Bay in Texas, United States

West Bay, also referred to as West Galveston Bay, is a long inlet of Galveston Bay in Galveston and Brazoria counties that nearly runs the entire length west of Galveston Island.

==History==
West Bay, as it is known today, began its formation about 5,500 years ago when Galveston Island was shaped following the rise in the sea level. At the time, West Bay was situated just north of the mouth of the Brazos River, which formed a delta at what is now San Luis Pass. Three thousand years later, the river diverted south to its present location at Surfside Beach. The bay's current formation was complete by about 1,200 years ago.

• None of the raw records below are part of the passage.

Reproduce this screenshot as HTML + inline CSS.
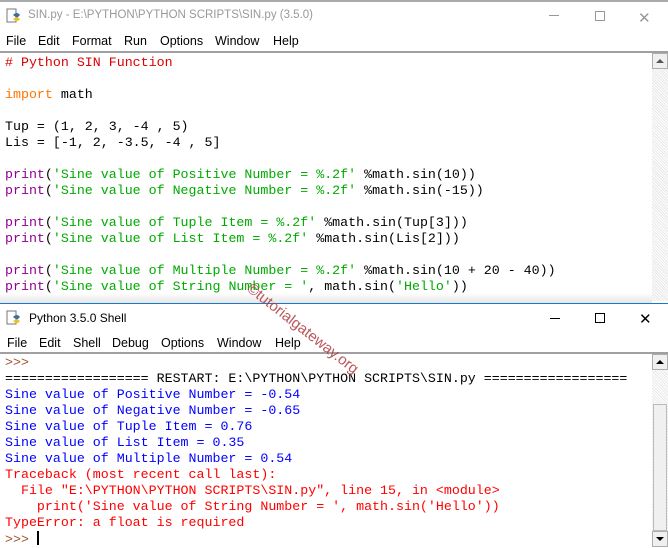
<!DOCTYPE html>
<html><head><meta charset="utf-8"><style>
*{margin:0;padding:0;box-sizing:border-box}
body{width:668px;height:547px;overflow:hidden;background:#fff;position:relative;font-family:"Liberation Sans",sans-serif}
.abs{position:absolute}
.title{font-size:11.5px;color:#999}
.menu span{position:absolute;font-size:12.5px;color:#000;white-space:pre}
.code{font-family:"Liberation Mono",monospace;font-size:13.3px;line-height:16px;white-space:pre;position:absolute;left:5px}
.k{color:#ff7700}.s{color:#00aa00}.b{color:#900090}.c{color:#dd0000}.o{color:#0000ff}.e{color:#ff0000}.p{color:#a0522d}
.sb{position:absolute;left:652px;width:16px;background:#f0f0f0;background-image:repeating-linear-gradient(45deg,#e8e8e8 0 1px,#fff 1px 2px)}
.btn{position:absolute;left:652px;width:16px;height:16px;background:#f0f0f0;border:1px solid #adadad}
</style></head><body>
<div class="abs" style="left:0;top:0;width:668px;height:2px;background:#aaa"></div>
<svg class="abs" style="left:6px;top:8px" width="16" height="16"><rect x="1" y="1" width="9" height="13" fill="#fff" stroke="#777"/><path d="M7 7 q4-4 7 0 l-3 3z" fill="#3a6ea5"/><path d="M7 11 q4 4 7 0 l-3-2z" fill="#f0c020"/></svg>
<div class="abs title" style="left:28px;top:9px">SIN.py - E:\PYTHON\PYTHON SCRIPTS\SIN.py (3.5.0)</div>
<div class="abs" style="left:549px;top:15px;width:10px;height:1px;background:#999"></div>
<div class="abs" style="left:595px;top:11px;width:10px;height:10px;border:1px solid #999"></div>
<div class="abs" style="left:638px;top:9px;color:#999;font-size:15px">✕</div>
<div class="abs menu" style="left:0;top:34px;width:668px"><span style="left:6px">File</span><span style="left:38px">Edit</span><span style="left:72px">Format</span><span style="left:124px">Run</span><span style="left:160px">Options</span><span style="left:215px">Window</span><span style="left:273px">Help</span></div>
<div class="abs" style="left:0;top:51px;width:668px;height:2px;background:#a0a0a0"></div>
<div class="sb" style="top:53px;height:248px"></div>
<div class="btn" style="top:53px"><div class="abs" style="left:3px;top:5px;border:4px solid transparent;border-bottom:4px solid #555;border-top:0"></div></div>
<div class="code" style="top:55px"><span class="c"># Python SIN Function</span>

<span class="k">import</span> math

Tup = (1, 2, 3, -4 , 5)
Lis = [-1, 2, -3.5, -4 , 5]

<span class="b">print</span>(<span class="s">'Sine value of Positive Number = %.2f'</span> %math.sin(10))
<span class="b">print</span>(<span class="s">'Sine value of Negative Number = %.2f'</span> %math.sin(-15))

<span class="b">print</span>(<span class="s">'Sine value of Tuple Item = %.2f'</span> %math.sin(Tup[3]))
<span class="b">print</span>(<span class="s">'Sine value of List Item = %.2f'</span> %math.sin(Lis[2]))

<span class="b">print</span>(<span class="s">'Sine value of Multiple Number = %.2f'</span> %math.sin(10 + 20 - 40))
<span class="b">print</span>(<span class="s">'Sine value of String Number = '</span>, math.sin(<span class="s">'Hello'</span>))</div>
<div class="abs" style="left:0;top:293px;width:652px;height:10px;background:linear-gradient(#fff,#e6e6e6)"></div>
<div class="abs" style="left:0;top:303px;width:668px;height:1px;background:#1979ca"></div>
<div class="abs" style="left:0;top:304px;width:668px;height:244px;background:#fff"></div>
<svg class="abs" style="left:6px;top:310px" width="16" height="16"><rect x="1" y="1" width="9" height="13" fill="#fff" stroke="#777"/><path d="M7 7 q4-4 7 0 l-3 3z" fill="#3a6ea5"/><path d="M7 11 q4 4 7 0 l-3-2z" fill="#f0c020"/></svg>
<div class="abs" style="left:29px;top:311px;font-size:12px;color:#000">Python 3.5.0 Shell</div>
<div class="abs" style="left:550px;top:318px;width:10px;height:1px;background:#000"></div>
<div class="abs" style="left:595px;top:313px;width:10px;height:10px;border:1px solid #000"></div>
<div class="abs" style="left:639px;top:310px;color:#000;font-size:15px">✕</div>
<div class="abs menu" style="left:0;top:336px;width:668px"><span style="left:7px">File</span><span style="left:39px">Edit</span><span style="left:73px">Shell</span><span style="left:112px">Debug</span><span style="left:161px">Options</span><span style="left:217px">Window</span><span style="left:275px">Help</span></div>
<div class="abs" style="left:0;top:352px;width:668px;height:2px;background:#a0a0a0"></div>
<div class="sb" style="top:354px;height:193px"></div>
<div class="abs" style="left:653px;top:404px;width:14px;height:127px;background:#f0f0f0;border:1px solid #bbb"></div>
<div class="btn" style="top:354px"><div class="abs" style="left:3px;top:5px;border:4px solid transparent;border-bottom:4px solid #000;border-top:0"></div></div>
<div class="btn" style="top:531px"><div class="abs" style="left:3px;top:5px;border:4px solid transparent;border-top:4px solid #000;border-bottom:0"></div></div>
<div class="code" style="top:355px"><span class="p">&gt;&gt;&gt;</span>
<span style="color:#000">================== RESTART: E:\PYTHON\PYTHON SCRIPTS\SIN.py ==================</span>
<span class="o">Sine value of Positive Number = -0.54</span>
<span class="o">Sine value of Negative Number = -0.65</span>
<span class="o">Sine value of Tuple Item = 0.76</span>
<span class="o">Sine value of List Item = 0.35</span>
<span class="o">Sine value of Multiple Number = 0.54</span>
<span class="e">Traceback (most recent call last):</span>
<span class="e">  File "E:\PYTHON\PYTHON SCRIPTS\SIN.py", line 15, in &lt;module&gt;</span>
<span class="e">    print('Sine value of String Number = ', math.sin('Hello'))</span>
<span class="e">TypeError: a float is required</span>
<span class="p">&gt;&gt;&gt;</span> <span style="display:inline-block;width:2px;height:14px;background:#000;vertical-align:-2px"></span></div>
<div class="abs" style="left:254px;top:280px;transform:rotate(38deg);transform-origin:0 0;font-size:15px;color:#b0383c;white-space:nowrap;opacity:.85">©tutorialgateway.org</div>
</body></html>
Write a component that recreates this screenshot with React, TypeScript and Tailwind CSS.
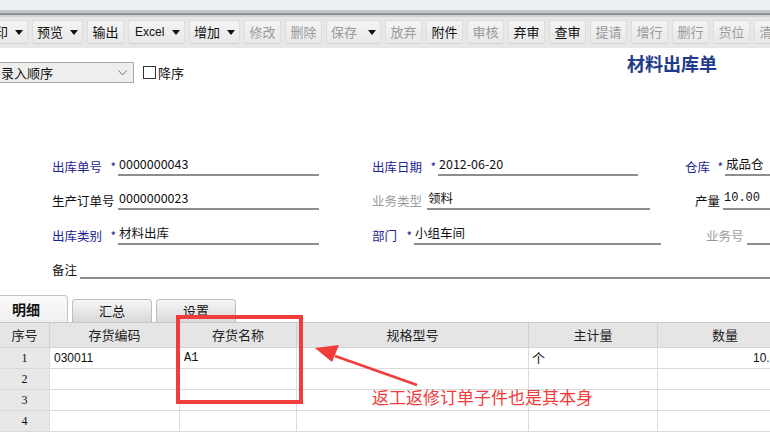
import type { ReactNode } from 'react'

const CJK = '"Noto Sans CJK SC", "Liberation Sans", sans-serif'

type Btn = { label: string; w: number; drop?: boolean; off?: boolean }

const buttons: Btn[] = [
  { label: '打印', w: 51, drop: true },
  { label: '预览', w: 51, drop: true },
  { label: '输出', w: 37 },
  { label: 'Excel', w: 57, drop: true },
  { label: '增加', w: 51, drop: true },
  { label: '修改', w: 37, off: true },
  { label: '删除', w: 37, off: true },
  { label: '保存', w: 55, drop: true, off: true },
  { label: '放弃', w: 37, off: true },
  { label: '附件', w: 37 },
  { label: '审核', w: 37, off: true },
  { label: '弃审', w: 37 },
  { label: '查审', w: 37 },
  { label: '提请', w: 37, off: true },
  { label: '增行', w: 37, off: true },
  { label: '删行', w: 37, off: true },
  { label: '货位', w: 37, off: true },
  { label: '清空', w: 37, off: true },
]

function Caret() {
  return (
    <svg width="8" height="5" viewBox="0 0 8 5" className="shrink-0">
      <polygon points="0,0 8,0 4,5" fill="#111" />
    </svg>
  )
}

function ToolButton({ b }: { b: Btn }) {
  return (
    <div
      style={{ width: b.w }}
      className={`flex h-[24px] shrink-0 items-center rounded-[3px] border border-[#dedede] border-b-[#d2d2d2] bg-gradient-to-b from-[#f4f4f4] to-[#e8e8e8] text-[13px] ${
        b.drop ? 'justify-between pl-[4px] pr-[4px]' : 'justify-center'
      } ${b.off ? 'text-[#9a9a9a]' : 'text-[#111]'}`}
    >
      <span className={b.label === 'Excel' ? 'font-["Liberation_Sans"] text-[12px] pl-[2px]' : ''}>{b.label}</span>
      {b.drop && <Caret />}
    </div>
  )
}

function Field({
  label,
  req,
  value,
  labelW,
  fieldW,
  tone = 'black',
  ml = 0,
  mono,
}: {
  label: string
  req?: boolean
  value?: ReactNode
  labelW: number
  fieldW?: number
  tone?: 'blue' | 'black' | 'gray'
  ml?: number
  mono?: boolean
}) {
  const color = tone === 'blue' ? 'text-[#1d2390]' : tone === 'gray' ? 'text-[#9a9a9a]' : 'text-[#111]'
  return (
    <div className={`flex items-end ${fieldW ? 'shrink-0' : 'min-w-0 flex-1'}`} style={{ marginLeft: ml }}>
      <div style={{ width: labelW }} className={`flex shrink-0 items-end pb-[1px] text-[12.5px] leading-[16px] ${color}`}>
        <span>{label}</span>
        {req && <span className="ml-auto mr-[2px] text-[12px] text-[#1d2390]">*</span>}
      </div>
      <div
        style={fieldW ? { width: fieldW } : undefined}
        className={`h-[20px] border-b-2 border-[#8e8e8e] pl-[1px] text-[#111] ${fieldW ? '' : 'flex-1'} ${
          mono ? 'font-["Liberation_Mono"] text-[12px] leading-[16px]' : 'text-[12.5px] leading-[16px]'
        }`}
      >
        {value}
      </div>
    </div>
  )
}

const cols = [
  { t: '序号', w: 50 },
  { t: '存货编码', w: 130 },
  { t: '存货名称', w: 117 },
  { t: '规格型号', w: 232 },
  { t: '主计量', w: 129 },
  { t: '数量', w: 134 },
]

const rows = [
  ['1', '030011', 'A1', '', '个', '10.00'],
  ['2', '', '', '', '', ''],
  ['3', '', '', '', '', ''],
  ['4', '', '', '', '', ''],
]

export default function App() {
  return (
    <div className="relative h-[443px] w-[770px] overflow-hidden bg-white" style={{ fontFamily: CJK }}>
      {/* window chrome strip */}
      <div className="h-[10px] bg-[#eceff3]" />
      <div className="h-[3px] bg-[#c4c6c8]" />
      <div className="h-[2px] bg-[#8f9194]" />
      <div className="h-[2px] bg-[#d2d3d4]" />

      {/* toolbar */}
      <div className="flex h-[31px] items-center gap-[4px] bg-[#e7e7e7] pb-[1px]">
        <div className="ml-[-27px]" />
        {buttons.map((b) => (
          <ToolButton key={b.label} b={b} />
        ))}
      </div>

      {/* sort + title */}
      <div className="flex h-[42px] items-start">
        <div className="ml-[-6px] mt-[14px] flex h-[21px] w-[140px] items-center justify-between border border-[#a9a9a9] bg-[#eeeeee] pl-[6px] pr-[6px] text-[13px] text-[#111]">
          <span>录入顺序</span>
          <svg width="9" height="6" viewBox="0 0 9 6">
            <polyline points="0.5,0.5 4.5,5 8.5,0.5" fill="none" stroke="#777" strokeWidth="1" />
          </svg>
        </div>
        <div className="ml-[9px] mt-[15px] flex items-center text-[13px] text-[#111]">
          <span className="h-[13px] w-[13px] border border-[#333] bg-white" />
          <span className="ml-[2px]">降序</span>
        </div>
        <div className="ml-auto mr-[53px] mt-[5px] text-[18px] font-bold leading-[20px] text-[#1f3b8a]">材料出库单</div>
      </div>

      {/* form */}
      <div className="mt-[51px] flex flex-col">
        <div className="flex h-[35px] items-end pl-[52px]">
          <Field label="出库单号" req tone="blue" labelW={66} fieldW={201} value="0000000043" />
          <Field label="出库日期" req tone="blue" labelW={66} fieldW={200} ml={53} value="2012-06-20" />
          <Field label="仓库" req tone="blue" labelW={40} ml={47} value="成品仓" />
        </div>
        <div className="flex h-[34px] items-end pl-[52px]">
          <Field label="生产订单号" labelW={66} fieldW={201} value="0000000023" />
          <Field label="业务类型" tone="gray" labelW={55} fieldW={223} ml={53} value="领料" />
          <Field label="产量" labelW={28} ml={45} value="10.00" mono />
        </div>
        <div className="flex h-[35px] items-end pl-[52px]">
          <Field label="出库类别" req tone="blue" labelW={66} fieldW={201} value="材料出库" />
          <Field label="部门" req tone="blue" labelW={42} fieldW={247} ml={53} value="小组车间" />
          <Field label="业务号" tone="gray" labelW={41} ml={45} />
        </div>
        <div className="flex h-[34px] items-end pl-[52px]">
          <Field label="备注" labelW={28} />
        </div>
      </div>

      {/* tabs */}
      <div className="mt-[17px] flex h-[26px] items-end gap-[4px]">
        <div className="flex h-[27px] w-[68px] items-center rounded-tr-[4px] border border-b-0 border-l-0 border-[#c4c4c4] bg-gradient-to-b from-[#fafafa] to-[#f0f0f0] pl-[12px] text-[14px] font-bold text-[#111]">
          明细
        </div>
        <div className="flex h-[23px] w-[80px] items-center justify-center rounded-t-[4px] border border-b-0 border-[#bdbdbd] bg-gradient-to-b from-[#f6f6f6] to-[#d9d9d9] text-[13px] text-[#111]">
          汇总
        </div>
        <div className="flex h-[23px] w-[80px] items-center justify-center rounded-t-[4px] border border-b-0 border-[#bdbdbd] bg-gradient-to-b from-[#f6f6f6] to-[#d9d9d9] text-[13px] text-[#111]">
          设置
        </div>
      </div>

      {/* grid */}
      <div className="w-[792px] border-t border-[#c8c8c8]">
        <div className="flex h-[25px] border-b border-[#d4d4d4] bg-[#e5e5e5]">
          {cols.map((c, i) => (
            <div
              key={c.t}
              style={{ width: c.w }}
              className={`flex shrink-0 items-center justify-center text-[13px] text-[#222] ${
                i < cols.length - 1 ? 'border-r border-[#d0d0d0]' : ''
              }`}
            >
              {c.t}
            </div>
          ))}
        </div>
        {rows.map((r) => (
          <div key={r[0]} className="flex h-[21px] border-b border-[#dadada]">
            {r.map((v, i) => (
              <div
                key={i}
                style={{ width: cols[i].w }}
                className={`flex shrink-0 items-center text-[12px] text-[#111] ${
                  i < r.length - 1 ? 'border-r border-[#dcdcdc]' : ''
                } ${i === 0 ? 'justify-center bg-[#e8e8e8] font-["Liberation_Serif"]' : ''} ${
                  i === 1 ? 'pl-[4px] font-["Liberation_Sans"]' : ''
                } ${i === 2 ? 'pl-[4px] font-["Liberation_Mono"]' : ''} ${i === 4 ? 'pl-[3px] text-[13px]' : ''} ${
                  i === 5 ? 'justify-end pr-[9px] font-["Liberation_Sans"]' : ''
                }`}
              >
                {v}
              </div>
            ))}
          </div>
        ))}
      </div>

      {/* annotation overlay */}
      <div className="absolute left-[176px] top-[315px] h-[89px] w-[127px] border-[4px] border-[#f23b3b]" />
      <svg className="absolute left-0 top-0" width="770" height="443" viewBox="0 0 770 443">
        <line x1="417" y1="385" x2="335" y2="356" stroke="#f23b3b" strokeWidth="2.5" />
        <polygon points="315,348 339,345 332,362" fill="#f23b3b" />
      </svg>
      <div className="absolute left-[372px] top-[386px] text-[17px] leading-[22px] text-[#f23b3b]">返工返修订单子件也是其本身</div>
    </div>
  )
}
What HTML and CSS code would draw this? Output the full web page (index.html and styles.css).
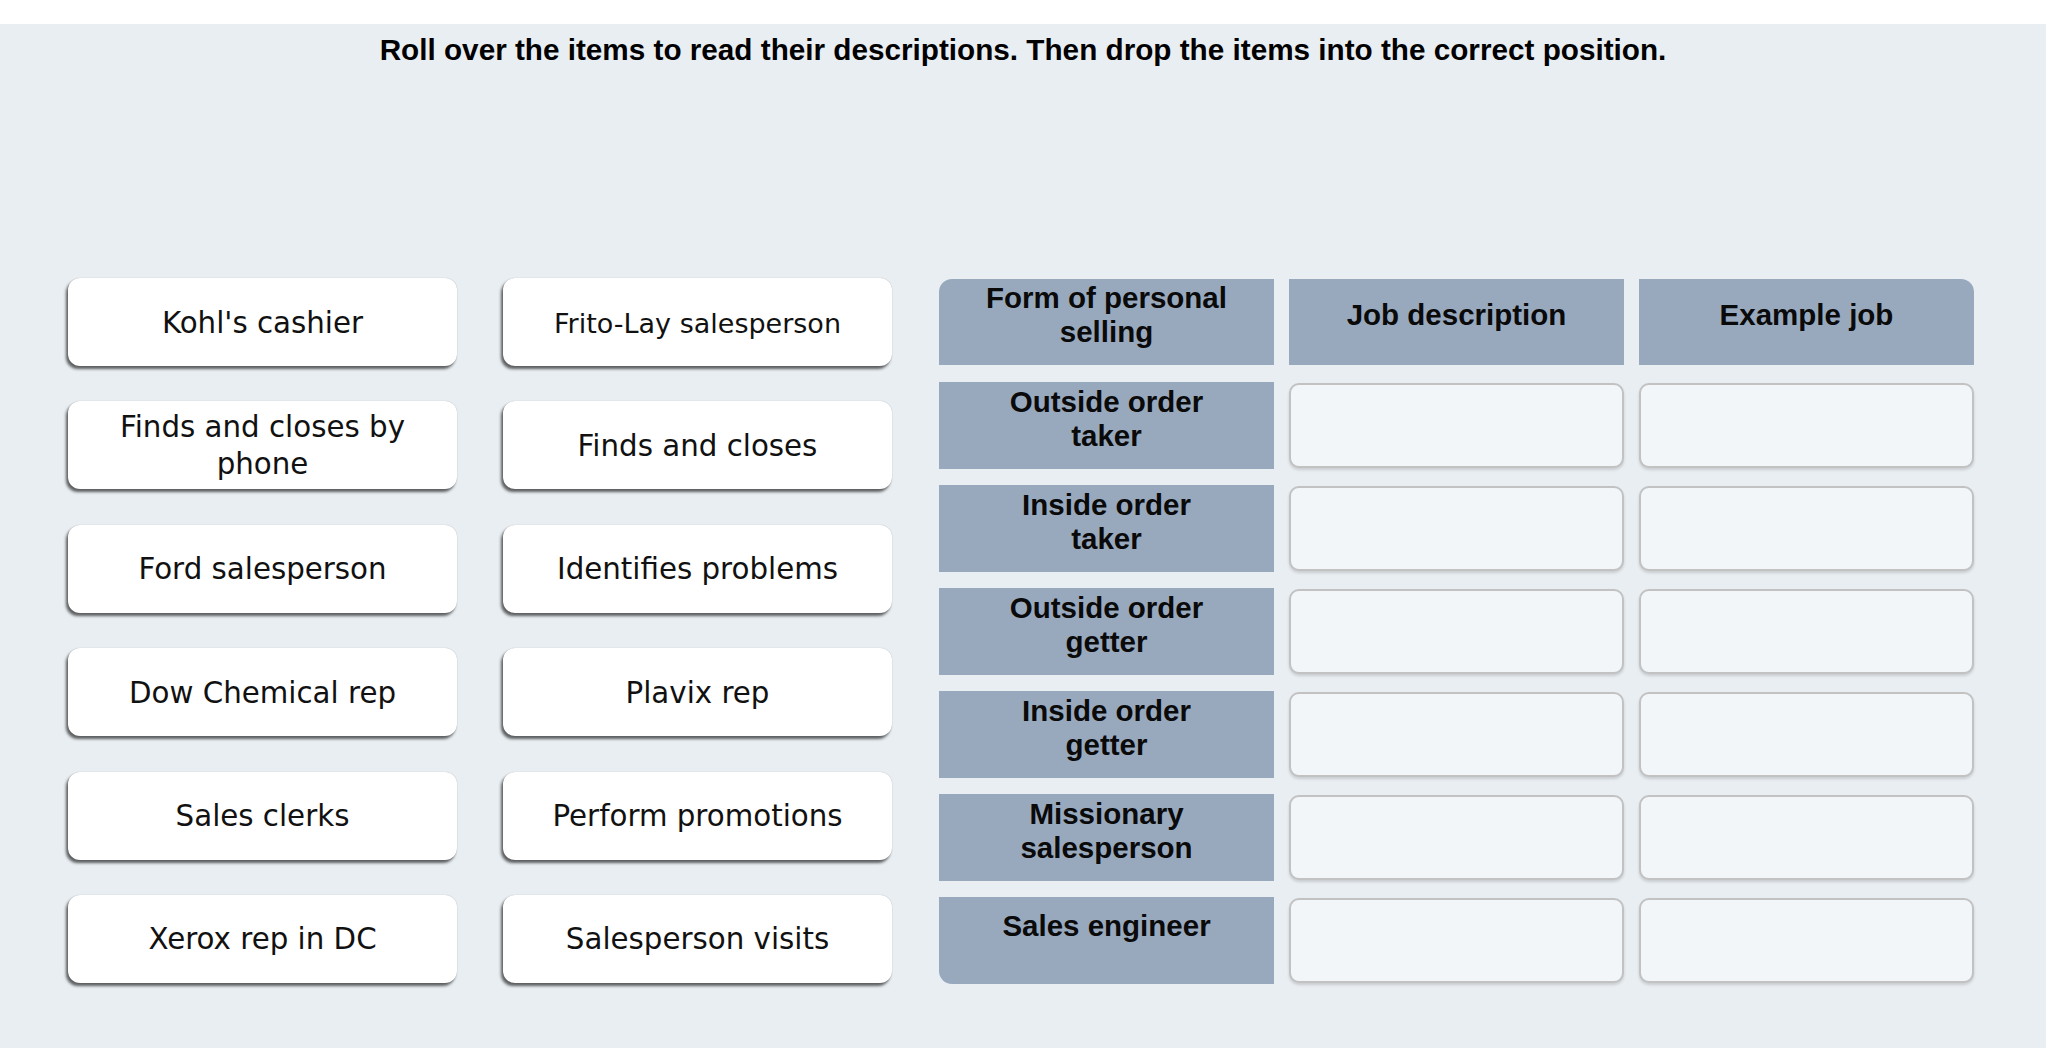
FILE: index.html
```html
<!DOCTYPE html>
<html lang="en">
<head>
<meta charset="utf-8">
<title>Personal selling drag and drop</title>
<link rel="stylesheet" href="styles.css">
</head>
<body>
<div class="topbar"></div>
<main class="stage">
  <h1 class="prompt">Roll over the items to read their descriptions. Then drop the items into the correct position.</h1>
  <div class="workspace">
    <div class="bank">
      <div class="card">Kohl's cashier</div>
      <div class="card card-small">Frito-Lay salesperson</div>
      <div class="card">Finds and closes by phone</div>
      <div class="card">Finds and closes</div>
      <div class="card">Ford salesperson</div>
      <div class="card">Identifies problems</div>
      <div class="card">Dow Chemical rep</div>
      <div class="card">Plavix rep</div>
      <div class="card">Sales clerks</div>
      <div class="card">Perform promotions</div>
      <div class="card">Xerox rep in DC</div>
      <div class="card">Salesperson visits</div>
    </div>
    <div class="board">
      <div class="cell head corner-tl">Form of personal selling</div>
      <div class="cell head">Job description</div>
      <div class="cell head corner-tr">Example job</div>

      <div class="cell label">Outside order<br>taker</div>
      <div class="drop"></div>
      <div class="drop"></div>

      <div class="cell label">Inside order<br>taker</div>
      <div class="drop"></div>
      <div class="drop"></div>

      <div class="cell label">Outside order<br>getter</div>
      <div class="drop"></div>
      <div class="drop"></div>

      <div class="cell label">Inside order<br>getter</div>
      <div class="drop"></div>
      <div class="drop"></div>

      <div class="cell label">Missionary<br>salesperson</div>
      <div class="drop"></div>
      <div class="drop"></div>

      <div class="cell label label-high corner-bl">Sales engineer</div>
      <div class="drop"></div>
      <div class="drop"></div>
    </div>
  </div>
</main>
</body>
</html>
```
FILE: styles.css
```css
html, body {
  margin: 0;
  padding: 0;
  background: #ffffff;
}

body {
  font-family: "Liberation Sans", Arial, sans-serif;
  color: #000;
}

.topbar {
  height: 24px;
  background: #ffffff;
}

.stage {
  background: #e9eef2;
  min-height: 1024px;
  padding-top: 9px;
  box-sizing: border-box;
}

.prompt {
  margin: 0;
  font-family: "Liberation Sans", Arial, sans-serif;
  font-weight: bold;
  font-size: 29.7px;
  line-height: 34px;
  text-align: center;
}

.workspace {
  display: flex;
  align-items: flex-start;
  padding-left: 68px;
  margin-top: 211px;
}

.bank {
  display: grid;
  grid-template-columns: repeat(2, 389px);
  grid-auto-rows: 88px;
  column-gap: 46px;
  row-gap: 35.4px;
}

.card {
  display: flex;
  align-items: center;
  justify-content: center;
  text-align: center;
  background: #ffffff;
  border-radius: 12px;
  box-shadow: -2px 3px 3px rgba(0, 0, 0, 0.6), 0 0 1px rgba(0, 0, 0, 0.3);
  font-family: "DejaVu Sans", Verdana, sans-serif;
  font-size: 29.3px;
  line-height: 37px;
  padding: 2px 12px 0;
  color: #111;
}

.card-small {
  font-size: 27px;
}

.board {
  display: grid;
  grid-template-columns: repeat(3, 335px);
  grid-template-rows: 87px repeat(6, 87px);
  column-gap: 15px;
  row-gap: 16px;
  margin-left: 47px;
  margin-top: 1px;
}

.board .head {
  margin-bottom: 1px;
}

.cell {
  display: flex;
  align-items: center;
  justify-content: center;
  text-align: center;
  background: #98a9be;
  font-family: "Liberation Sans", Arial, sans-serif;
  font-weight: bold;
  font-size: 29.5px;
  line-height: 34px;
  padding: 0 12px 14px;
  box-sizing: border-box;
  color: #0a0a0a;
}

.label-high {
  padding-bottom: 30px;
}

.corner-tl { border-top-left-radius: 13px; }
.corner-tr { border-top-right-radius: 13px; }
.corner-bl { border-bottom-left-radius: 13px; }

.drop {
  margin: 1px 0;
  background: #f3f6f9;
  border: 2px solid #c2c2c2;
  border-radius: 10px;
  box-shadow: 0 2px 3px rgba(0, 0, 0, 0.14);
}
```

The main settlements on the bay include Tiki Island located at the mainland base of the Galveston Causeway, and Jamaica Beach on Galveston Island, just south of Galveston Island State Park. Jamaica Beach, a resort with a population of about 1,075 was found in 1957 on the site of a former Karankawa Indian burial ground. Across the bay from Jamaica Beach is Tiki Island, an affluent village of 1,016 people, that was established in the 1960s and incorporated in 1982.

==Features==
West Bay is bounded by San Luis Pass to its south, and Galveston Causeway to the north, where it meets with Galveston Bay. It is adjacent to Christmas Bay, which extends south into Brazoria National Wildlife Refuge. Its extensions include Chocolate Bay to the west, Jones Bay to the north, and Bastrop Bay to the south. Overall, the bay covers roughly 39 sqmi.